The First Bitcoin Stamp
On March 7, 2023, at block 779,652, mikeinspace created Stamp 0. It's a small piece of laser-eyes pixel art, and it's the genesis of the Bitcoin Stamps protocol.
Stamp 0 wasn't just a picture on the chain. It was a proof of a different idea about where digital art should live.
Why the UTXO set matters
Most on-chain art approaches store data in places a full node can drop later. Witness data can be pruned. Off-chain references can rot when the host goes away. mikeinspace wanted something stronger: art that every full node has to keep, forever, because it's part of the spendable state of Bitcoin.
Bitcoin Stamps put the image data into the UTXO set itself. That's the set of unspent transaction outputs every node tracks to know what coins exist. Data stored there can't be pruned away without breaking the node's view of the chain. So a stamp is as permanent as Bitcoin's own accounting.

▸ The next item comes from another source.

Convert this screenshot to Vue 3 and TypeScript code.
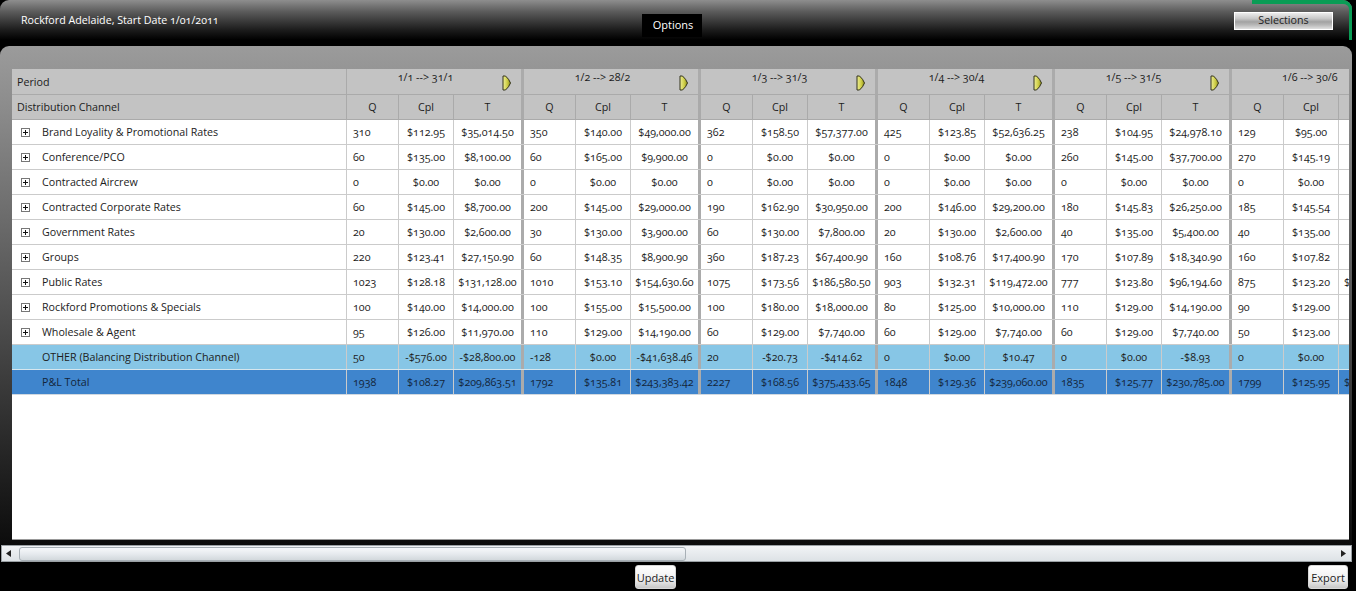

Block 779,652 is where that guarantee started. Stamp 0 has been carried by every full node since, and it will keep being carried as long as Bitcoin runs.
A movement from one block
The choice at block 779,652 set the tone for everything that followed. Permanence first. No hosts to trust, no pruning to fear, no external dependency that can quietly disappear.
That single decision opened the door to SRC-20 tokens, SRC-101 names, and a whole community of artists and builders who wanted their work to outlast any one platform. KEVIN, the first SRC-20 token, came later in 2023, but it stands on the foundation laid here.
If you want to understand why Bitcoin Stamps works the way it does, start at block 779,652. Everything in the protocol traces back to the moment mikeinspace decided that permanent meant permanent.